> [EXERCISE]
Exactly retype the lines of the material from its first line to the line with "</side-nav>", including both.

(begin)

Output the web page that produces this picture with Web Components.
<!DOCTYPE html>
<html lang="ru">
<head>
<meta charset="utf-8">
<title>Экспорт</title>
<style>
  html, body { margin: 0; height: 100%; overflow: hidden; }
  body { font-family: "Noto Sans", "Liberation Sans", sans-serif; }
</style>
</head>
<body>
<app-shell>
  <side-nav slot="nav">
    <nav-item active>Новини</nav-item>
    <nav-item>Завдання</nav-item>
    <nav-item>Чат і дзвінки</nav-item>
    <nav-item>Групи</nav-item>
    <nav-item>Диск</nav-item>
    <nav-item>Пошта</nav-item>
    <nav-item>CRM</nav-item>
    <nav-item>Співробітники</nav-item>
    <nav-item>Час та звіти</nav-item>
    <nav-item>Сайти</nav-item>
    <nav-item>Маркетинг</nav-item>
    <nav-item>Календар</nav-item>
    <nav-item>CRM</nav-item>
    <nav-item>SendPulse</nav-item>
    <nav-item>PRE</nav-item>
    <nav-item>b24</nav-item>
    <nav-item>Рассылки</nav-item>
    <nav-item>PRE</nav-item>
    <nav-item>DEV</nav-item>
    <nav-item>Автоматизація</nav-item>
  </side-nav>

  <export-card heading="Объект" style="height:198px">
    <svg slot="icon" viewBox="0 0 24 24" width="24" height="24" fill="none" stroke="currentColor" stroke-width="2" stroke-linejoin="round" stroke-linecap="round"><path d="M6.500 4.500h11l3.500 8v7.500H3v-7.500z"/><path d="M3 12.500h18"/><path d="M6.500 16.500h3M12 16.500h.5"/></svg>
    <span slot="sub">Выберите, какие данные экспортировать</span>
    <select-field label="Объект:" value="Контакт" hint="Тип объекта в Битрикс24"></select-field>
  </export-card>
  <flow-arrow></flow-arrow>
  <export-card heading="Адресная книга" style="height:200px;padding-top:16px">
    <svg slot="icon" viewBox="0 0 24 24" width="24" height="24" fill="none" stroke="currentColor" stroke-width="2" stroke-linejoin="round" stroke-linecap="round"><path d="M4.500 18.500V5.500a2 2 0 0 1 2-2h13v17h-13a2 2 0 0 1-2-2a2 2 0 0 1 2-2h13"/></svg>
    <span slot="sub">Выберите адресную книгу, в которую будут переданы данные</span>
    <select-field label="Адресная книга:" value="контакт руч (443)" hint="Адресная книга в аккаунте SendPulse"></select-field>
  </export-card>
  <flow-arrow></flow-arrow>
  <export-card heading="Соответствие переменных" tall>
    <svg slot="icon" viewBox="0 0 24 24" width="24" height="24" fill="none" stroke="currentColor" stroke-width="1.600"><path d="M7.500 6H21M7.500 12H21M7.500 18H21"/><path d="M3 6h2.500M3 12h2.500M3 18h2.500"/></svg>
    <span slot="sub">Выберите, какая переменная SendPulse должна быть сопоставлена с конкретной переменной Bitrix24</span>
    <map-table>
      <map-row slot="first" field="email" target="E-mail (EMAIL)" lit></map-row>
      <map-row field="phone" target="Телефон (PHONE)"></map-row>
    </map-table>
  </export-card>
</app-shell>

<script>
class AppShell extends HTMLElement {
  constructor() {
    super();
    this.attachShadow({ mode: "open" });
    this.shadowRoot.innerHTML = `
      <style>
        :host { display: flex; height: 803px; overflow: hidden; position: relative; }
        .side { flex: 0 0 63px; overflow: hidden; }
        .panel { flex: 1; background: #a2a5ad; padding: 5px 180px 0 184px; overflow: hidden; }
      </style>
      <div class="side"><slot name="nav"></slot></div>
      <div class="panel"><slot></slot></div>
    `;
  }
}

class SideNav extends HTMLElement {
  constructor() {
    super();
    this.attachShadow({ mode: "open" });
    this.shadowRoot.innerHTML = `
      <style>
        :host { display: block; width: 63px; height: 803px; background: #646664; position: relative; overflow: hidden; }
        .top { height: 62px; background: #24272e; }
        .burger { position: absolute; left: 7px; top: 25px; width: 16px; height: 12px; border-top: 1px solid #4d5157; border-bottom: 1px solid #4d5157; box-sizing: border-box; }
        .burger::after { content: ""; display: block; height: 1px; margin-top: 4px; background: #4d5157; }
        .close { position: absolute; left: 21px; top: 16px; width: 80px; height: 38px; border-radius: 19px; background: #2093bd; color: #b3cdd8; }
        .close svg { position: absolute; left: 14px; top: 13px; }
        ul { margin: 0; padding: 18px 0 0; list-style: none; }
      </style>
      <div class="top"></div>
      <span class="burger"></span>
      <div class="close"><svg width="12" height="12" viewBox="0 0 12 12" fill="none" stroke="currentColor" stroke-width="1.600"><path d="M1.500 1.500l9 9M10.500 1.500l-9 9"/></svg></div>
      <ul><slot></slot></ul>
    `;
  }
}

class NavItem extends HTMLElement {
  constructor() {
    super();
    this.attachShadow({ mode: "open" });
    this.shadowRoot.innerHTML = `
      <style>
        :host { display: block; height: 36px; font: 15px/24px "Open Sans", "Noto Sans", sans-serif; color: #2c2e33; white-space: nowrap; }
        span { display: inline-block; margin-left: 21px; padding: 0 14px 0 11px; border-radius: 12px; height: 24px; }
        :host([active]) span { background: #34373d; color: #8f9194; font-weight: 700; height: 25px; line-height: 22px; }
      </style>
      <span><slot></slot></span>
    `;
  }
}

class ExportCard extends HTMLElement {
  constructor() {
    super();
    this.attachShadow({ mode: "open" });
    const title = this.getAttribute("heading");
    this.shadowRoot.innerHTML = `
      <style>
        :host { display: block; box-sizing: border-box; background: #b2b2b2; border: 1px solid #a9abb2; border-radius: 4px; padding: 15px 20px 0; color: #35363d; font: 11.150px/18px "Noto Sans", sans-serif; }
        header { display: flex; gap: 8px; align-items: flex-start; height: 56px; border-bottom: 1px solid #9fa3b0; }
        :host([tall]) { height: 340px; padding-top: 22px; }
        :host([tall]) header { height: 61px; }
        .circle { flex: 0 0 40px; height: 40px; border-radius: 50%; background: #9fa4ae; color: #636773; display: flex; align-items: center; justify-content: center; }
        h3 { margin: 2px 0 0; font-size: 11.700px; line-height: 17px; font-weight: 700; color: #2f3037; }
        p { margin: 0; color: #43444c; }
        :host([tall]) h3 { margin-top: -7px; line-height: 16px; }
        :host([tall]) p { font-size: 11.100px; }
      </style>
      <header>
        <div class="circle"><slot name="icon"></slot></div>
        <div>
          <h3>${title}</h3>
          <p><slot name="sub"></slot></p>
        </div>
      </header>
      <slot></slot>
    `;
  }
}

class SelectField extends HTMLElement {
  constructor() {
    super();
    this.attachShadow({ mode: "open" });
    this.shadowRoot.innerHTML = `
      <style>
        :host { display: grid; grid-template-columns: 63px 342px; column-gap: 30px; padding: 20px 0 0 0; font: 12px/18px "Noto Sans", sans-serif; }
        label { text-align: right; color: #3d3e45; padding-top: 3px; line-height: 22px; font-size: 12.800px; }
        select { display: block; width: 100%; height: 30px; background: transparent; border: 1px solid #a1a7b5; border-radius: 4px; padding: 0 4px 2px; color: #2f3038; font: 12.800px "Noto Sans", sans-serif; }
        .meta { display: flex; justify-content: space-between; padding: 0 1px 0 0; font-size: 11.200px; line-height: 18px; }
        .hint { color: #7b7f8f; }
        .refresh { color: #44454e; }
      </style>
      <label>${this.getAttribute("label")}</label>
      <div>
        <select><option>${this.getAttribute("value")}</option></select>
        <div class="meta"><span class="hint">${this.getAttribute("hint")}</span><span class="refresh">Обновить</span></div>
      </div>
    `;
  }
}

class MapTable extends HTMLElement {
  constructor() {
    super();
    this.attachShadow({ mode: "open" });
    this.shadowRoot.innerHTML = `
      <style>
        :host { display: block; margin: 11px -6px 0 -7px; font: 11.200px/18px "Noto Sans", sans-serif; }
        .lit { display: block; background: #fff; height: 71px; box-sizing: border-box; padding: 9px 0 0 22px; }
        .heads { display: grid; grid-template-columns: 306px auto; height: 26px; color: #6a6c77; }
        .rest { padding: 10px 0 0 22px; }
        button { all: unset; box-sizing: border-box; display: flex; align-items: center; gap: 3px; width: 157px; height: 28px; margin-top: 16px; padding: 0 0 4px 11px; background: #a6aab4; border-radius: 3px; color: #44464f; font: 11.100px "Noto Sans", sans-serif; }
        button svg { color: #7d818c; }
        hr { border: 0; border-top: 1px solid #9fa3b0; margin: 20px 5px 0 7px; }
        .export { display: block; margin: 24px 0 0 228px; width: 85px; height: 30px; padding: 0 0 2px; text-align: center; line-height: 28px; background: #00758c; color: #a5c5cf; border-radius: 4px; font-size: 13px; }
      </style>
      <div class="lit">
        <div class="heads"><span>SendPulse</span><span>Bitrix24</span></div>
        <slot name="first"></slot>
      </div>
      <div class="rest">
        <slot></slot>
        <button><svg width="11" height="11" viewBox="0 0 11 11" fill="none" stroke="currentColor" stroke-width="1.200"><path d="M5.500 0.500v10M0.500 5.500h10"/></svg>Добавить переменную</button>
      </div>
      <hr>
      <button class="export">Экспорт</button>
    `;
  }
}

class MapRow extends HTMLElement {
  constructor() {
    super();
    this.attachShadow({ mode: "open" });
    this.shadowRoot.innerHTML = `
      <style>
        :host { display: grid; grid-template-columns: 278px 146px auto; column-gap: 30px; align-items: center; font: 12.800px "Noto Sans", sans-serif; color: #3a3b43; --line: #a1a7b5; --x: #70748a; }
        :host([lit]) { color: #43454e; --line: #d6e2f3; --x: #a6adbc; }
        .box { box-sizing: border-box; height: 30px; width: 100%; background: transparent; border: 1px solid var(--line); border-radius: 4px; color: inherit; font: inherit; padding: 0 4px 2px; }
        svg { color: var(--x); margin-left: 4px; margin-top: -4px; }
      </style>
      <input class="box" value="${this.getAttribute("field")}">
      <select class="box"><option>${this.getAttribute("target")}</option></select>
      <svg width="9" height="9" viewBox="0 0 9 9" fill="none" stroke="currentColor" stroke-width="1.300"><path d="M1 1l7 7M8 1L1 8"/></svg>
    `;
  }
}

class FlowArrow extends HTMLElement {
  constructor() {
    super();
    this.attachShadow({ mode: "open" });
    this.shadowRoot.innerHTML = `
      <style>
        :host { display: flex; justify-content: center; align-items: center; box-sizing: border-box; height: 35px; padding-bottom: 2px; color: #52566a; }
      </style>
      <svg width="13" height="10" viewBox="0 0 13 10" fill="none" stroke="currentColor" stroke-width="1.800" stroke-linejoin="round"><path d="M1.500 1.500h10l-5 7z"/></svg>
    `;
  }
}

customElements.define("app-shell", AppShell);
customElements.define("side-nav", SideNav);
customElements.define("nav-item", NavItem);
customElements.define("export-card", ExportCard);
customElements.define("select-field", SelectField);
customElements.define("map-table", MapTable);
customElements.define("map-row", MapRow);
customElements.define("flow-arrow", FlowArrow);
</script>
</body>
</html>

(end)

> [ANSWER IN FULL]
Output the web page that produces this picture with Web Components.
<!DOCTYPE html>
<html lang="ru">
<head>
<meta charset="utf-8">
<title>Экспорт</title>
<style>
  html, body { margin: 0; height: 100%; overflow: hidden; }
  body { font-family: "Noto Sans", "Liberation Sans", sans-serif; }
</style>
</head>
<body>
<app-shell>
  <side-nav slot="nav">
    <nav-item active>Новини</nav-item>
    <nav-item>Завдання</nav-item>
    <nav-item>Чат і дзвінки</nav-item>
    <nav-item>Групи</nav-item>
    <nav-item>Диск</nav-item>
    <nav-item>Пошта</nav-item>
    <nav-item>CRM</nav-item>
    <nav-item>Співробітники</nav-item>
    <nav-item>Час та звіти</nav-item>
    <nav-item>Сайти</nav-item>
    <nav-item>Маркетинг</nav-item>
    <nav-item>Календар</nav-item>
    <nav-item>CRM</nav-item>
    <nav-item>SendPulse</nav-item>
    <nav-item>PRE</nav-item>
    <nav-item>b24</nav-item>
    <nav-item>Рассылки</nav-item>
    <nav-item>PRE</nav-item>
    <nav-item>DEV</nav-item>
    <nav-item>Автоматизація</nav-item>
  </side-nav>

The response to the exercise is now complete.